Statistical Profiling in Random Car Searches: Local law enforcement officials sometimes engage in “random” searches of cars to look for illegal substances. When one looks at the data of who is actually searched, however, the pattern of searches oftentimes does not look random.

A: In what follows, assume that random searches have a deterrent effect—i.e. the more likely someone believes he is going to be searched; the less likely he is to engage in transporting illegal substances.

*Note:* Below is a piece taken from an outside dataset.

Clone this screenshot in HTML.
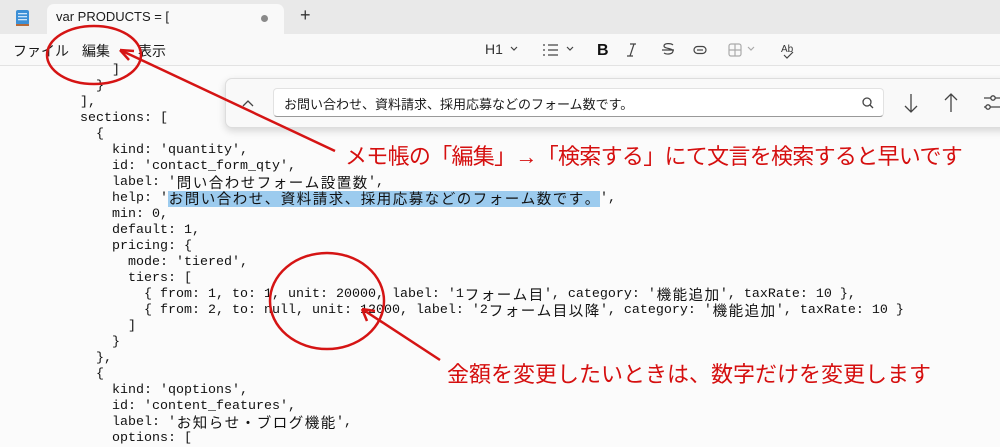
<!DOCTYPE html>
<html><head><meta charset="utf-8"><style>
*{margin:0;padding:0;box-sizing:border-box}
body{width:1000px;height:436px;overflow:hidden;background:#fbfbfb;position:relative;font-family:"Liberation Sans","Noto Sans CJK JP",sans-serif;color:#1a1a1a}
.abs{position:absolute}
#tabbar{left:0;top:0;width:1000px;height:34px;background:#e9e9e9}
#tab{left:47px;top:4px;width:237px;height:31px;background:#f9f9f9;border-radius:7px 7px 0 0}
#menu{left:0;top:34px;width:1000px;height:32px;background:#f9f9f9;border-bottom:1px solid #e3e3e3}
.m{font-size:14px;top:41px}
.code{position:absolute;left:0;height:16px;line-height:16px;font-family:"Liberation Mono",monospace;font-size:13.33px;white-space:pre;color:#111;overflow:visible}
.j{font-family:"Noto Sans CJK JP",sans-serif;font-size:14.5px;display:inline-block;width:16px;height:16px;text-align:center;line-height:16px;vertical-align:top;overflow:hidden}
.hl{background:#9ccbee;display:inline-block;height:16px;vertical-align:top}
.red{color:#d50f0f;font-family:"Liberation Sans","Noto Sans CJK JP",sans-serif;font-size:22px;white-space:nowrap;line-height:28px}
</style></head><body>
<div class="abs" id="tabbar"></div>
<div class="abs" id="tab"></div>
<svg class="abs" style="left:14px;top:7px" width="18" height="20"><rect x="2" y="3" width="13" height="15" rx="2" fill="#3b8fd6"/><rect x="4" y="6" width="9" height="1.3" fill="#cfe6fa"/><rect x="4" y="9" width="9" height="1.3" fill="#cfe6fa"/><rect x="4" y="12" width="9" height="1.3" fill="#cfe6fa"/><rect x="2" y="17" width="13" height="2" fill="#b46a3a"/></svg>
<div class="abs" style="left:56px;top:9px;font-size:13px">var PRODUCTS = [</div>
<div class="abs" style="left:261px;top:15px;width:7px;height:7px;border-radius:50%;background:#8a8a8a"></div>
<div class="abs" style="left:300px;top:5px;font-size:18px;color:#333">+</div>
<div class="abs" id="menu"></div>
<div class="abs m" style="left:13px">ファイル</div>
<div class="abs m" style="left:82px">編集</div>
<div class="abs m" style="left:138px">表示</div>
<div class="abs" style="left:485px;top:41px;font-size:14px;color:#333">H1</div>
<svg class="abs" style="left:470px;top:34px" width="340" height="32" fill="none" stroke="#444" stroke-width="1.2">
<path d="M41 13l3 3 3-3"/>
<path d="M73 11h2M73 16h2M73 21h2M78 11h10M78 16h10M78 21h10"/><path d="M97 13l3 3 3-3"/>
<text x="127" y="21" font-family="Liberation Sans" font-weight="bold" font-size="16" fill="#111" stroke="none">B</text>
<path d="M160 10h6M157 22h6M164 10l-4 12"/>
<path d="M192 16h12M203 11c-2-2-9-2-9 1s9 2 9 5-6 4-9 2"/>
<rect x="224" y="12.5" width="12" height="7" rx="3.5"/><path d="M227 16h6"/>
<rect x="259" y="10" width="12" height="12" rx="2" stroke="#aaa"/><path d="M265 10v12M259 16h12M278 13l3 3 3-3" stroke="#aaa"/>
<text x="311" y="18" font-family="Liberation Sans" font-size="10" fill="#333" stroke="none">Ab</text><path d="M314 21l3 3 6-6"/>
</svg>
<!-- find panel -->
<div class="abs" style="left:225px;top:78px;width:790px;height:50px;background:#f9f9f9;border:1px solid #ddd;border-radius:7px;box-shadow:0 3px 8px rgba(0,0,0,.15)"></div>
<div class="abs" style="left:273px;top:88px;width:611px;height:29px;background:#fff;border:1px solid #e2e2e2;border-bottom:1px solid #999;border-radius:4px"></div>
<div class="abs" style="left:284px;top:94px;font-size:13px">お問い合わせ、資料請求、採用応募などのフォーム数です。</div>
<svg class="abs" style="left:225px;top:78px" width="775" height="50" fill="none" stroke="#444" stroke-width="1.3">
<path d="M18 28l5-5 5 5"/>
<circle cx="642" cy="24" r="4"/><path d="M645 27l3 3"/>
<path d="M686 16v18M680 28l6 6 6-6"/>
<path d="M726 16v18M720 22l6-6 6 6"/>
<path d="M759 20h16M759 29h16"/><circle cx="768" cy="20" r="2.2" fill="#f9f9f9"/><circle cx="763" cy="29" r="2.2" fill="#f9f9f9"/>
</svg>
<!-- code -->
<div class="code" style="top:63px;left:112px">]</div>
<div class="code" style="top:79px;left:96px">}</div>
<div class="code" style="top:95px;left:80px">],</div>
<div class="code" style="top:111px;left:80px">sections: [</div>
<div class="code" style="top:127px;left:96px">{</div>
<div class="code" style="top:143px;left:112px">kind: 'quantity',</div>
<div class="code" style="top:159px;left:112px">id: 'contact_form_qty',</div>
<div class="code" style="top:175px;left:112px">label: '<span class="j">問</span><span class="j">い</span><span class="j">合</span><span class="j">わ</span><span class="j">せ</span><span class="j">フ</span><span class="j">ォ</span><span class="j">ー</span><span class="j">ム</span><span class="j">設</span><span class="j">置</span><span class="j">数</span>',</div>
<div class="code" style="top:191px;left:112px">help: '<span class="hl"><span class="j">お</span><span class="j">問</span><span class="j">い</span><span class="j">合</span><span class="j">わ</span><span class="j">せ</span><span class="j">、</span><span class="j">資</span><span class="j">料</span><span class="j">請</span><span class="j">求</span><span class="j">、</span><span class="j">採</span><span class="j">用</span><span class="j">応</span><span class="j">募</span><span class="j">な</span><span class="j">ど</span><span class="j">の</span><span class="j">フ</span><span class="j">ォ</span><span class="j">ー</span><span class="j">ム</span><span class="j">数</span><span class="j">で</span><span class="j">す</span><span class="j">。</span></span>',</div>
<div class="code" style="top:207px;left:112px">min: 0,</div>
<div class="code" style="top:223px;left:112px">default: 1,</div>
<div class="code" style="top:239px;left:112px">pricing: {</div>
<div class="code" style="top:255px;left:128px">mode: 'tiered',</div>
<div class="code" style="top:271px;left:128px">tiers: [</div>
<div class="code" style="top:287px;left:144px">{ from: 1, to: 1, unit: 20000, label: '1<span class="j">フ</span><span class="j">ォ</span><span class="j">ー</span><span class="j">ム</span><span class="j">目</span>', category: '<span class="j">機</span><span class="j">能</span><span class="j">追</span><span class="j">加</span>', taxRate: 10 },</div>
<div class="code" style="top:303px;left:144px">{ from: 2, to: null, unit: 12000, label: '2<span class="j">フ</span><span class="j">ォ</span><span class="j">ー</span><span class="j">ム</span><span class="j">目</span><span class="j">以</span><span class="j">降</span>', category: '<span class="j">機</span><span class="j">能</span><span class="j">追</span><span class="j">加</span>', taxRate: 10 }</div>
<div class="code" style="top:319px;left:128px">]</div>
<div class="code" style="top:335px;left:112px">}</div>
<div class="code" style="top:351px;left:96px">},</div>
<div class="code" style="top:367px;left:96px">{</div>
<div class="code" style="top:383px;left:112px">kind: 'qoptions',</div>
<div class="code" style="top:399px;left:112px">id: 'content_features',</div>
<div class="code" style="top:415px;left:112px">label: '<span class="j">お</span><span class="j">知</span><span class="j">ら</span><span class="j">せ</span><span class="j">・</span><span class="j">ブ</span><span class="j">ロ</span><span class="j">グ</span><span class="j">機</span><span class="j">能</span>',</div>
<div class="code" style="top:431px;left:112px">options: [</div>
<!-- annotations -->
<svg class="abs" style="left:0;top:0" width="1000" height="436" fill="none" stroke="#d51414" stroke-width="2.5">
<ellipse cx="94" cy="55" rx="47" ry="29"/>
<path d="M335 151L120 50"/><path d="M120 50l14 1M120 50l9 10" />
<ellipse cx="327" cy="301" rx="57" ry="48"/>
<path d="M440 360L362 309"/><path d="M362 309l13 2M362 309l5 12"/>
</svg>
<div class="abs red" style="left:345px;top:143px;letter-spacing:-0.7px">メモ帳の「編集」→「検索する」にて文言を検索すると早いです</div>
<div class="abs red" style="left:447px;top:361px">金額を変更したいときは、数字だけを変更します</div>
</body></html>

(a) Suppose first that it has been documented that, all else being equal, illegal substances are more likely to be transported in pick-up trucks than in passenger cars. Put differently, if pick-up truck owners are searched with the same probability as passenger car owners, law enforcement officials will be more likely to find illegal substances when they randomly search a pick-up truck than when they randomly search a passenger vehicle. If the objective by police is to find the most illegal substances given that they have limited resources (and thus cannot search everyone), is it optimal for them to search randomly?

(b) Suppose the police decides to allocate its limited resources by searching pick-up trucks with probability δ and passenger cars with probability γ (where δ > γ). After a few months of this policy, the police discover that they find on average 2.9 grams of illegal substances per pickup- truck search and 1.5 grams of illegal substances per passenger vehicle. How would you advise the police — given their limited resources— to change their search policy in order to increase the amount of drugs found?

(c) Given your answer to (b), what has to be true about the probability of finding illegal substances in pick-up trucks and passenger cars if the search probabilities for the two types of vehicles are set optimally (relative to the police’s objective to find the most illegal substances)?

(d) If you simply observe that δ> γ, can you conclude that the police are inherently biased against pick-up trucks owners? Why or why not?

(e) What would have to be true about the average yield of illegal substances per search for the different types of vehicles for you to argue that the police was inherently biased against pickup trucks?

(f) Could it be the case that δ> γ and the police show behavior inherently biased against passenger cars?

(g) We have used the emotionally neutral categories of “pick-up trucks” and “passenger vehicles”. Now consider him more empirically relevant case of “minority neighborhoods” and “nonminority neighborhoods” — with law enforcement often searching cars in the former with significantly higher probability than in the latter. Can you argue that such behavior by law enforcement officials is not inherently racist in the sense of being motivated by animosity against one group, but that instead it could be explained simply as a matter of statistical discrimination that maximizes the effectiveness of car searches in deterring the trafficking in illegal substances? What evidence might you look for to make your case?

B: Suppose that the police have sufficient resources to conduct 100 car searches per day and that half of all vehicles are pick-up trucks and half are passenger cars. The probability of finding an illegal substance in a pick-up truck is p_t (n_t )= 9/(90+n_t )where n_t is the number of pick-up truck searches conducted. The probability of finding an illegal substance in a passenger car is pc (n_c ) = 1/(10+n_c ) (where n_c is the number of car searches conducted).

(a) Suppose that the objective of the police is to maximize the number of interdictions of illegal substances. Write down the optimization problem—with n_t and n_c as choice variables and the constrain_t that n_t +n_c = 100.

(b) According to the police’s objective function, how many trucks should be searched per day? How many passenger vehicles?

(c) If law enforcement conducts searches as calculated in (b), what is the probability of interdicting illegal substances in pick-up trucks? What is the probability of interdicting such substances in passenger cars?

(d) If law enforcement officials search trucks and cars at the rates you derived in (b), how many illegal substance interdictions would on average occur every day?

(e) How many of each type of car would on average be searched each day if the police instead searched vehicles randomly?

(f) If the police conducted random searches, what would be the probability of finding illegal substances in each of the two vehicle types? How does this compare to your answer to (c)?

(g) How many illegal substance interdictions per day would on average occur if the police conducted random searches instead of what you derived in (b)?

(h)Why is your answer to (c) different than your answer to (g)?

(i) Insurance companies charge higher insurance rates to young drivers than to middle aged drivers. How is their behavior similar to the behavior by law enforcement that searches pickup trucks more than passenger cars in (b)?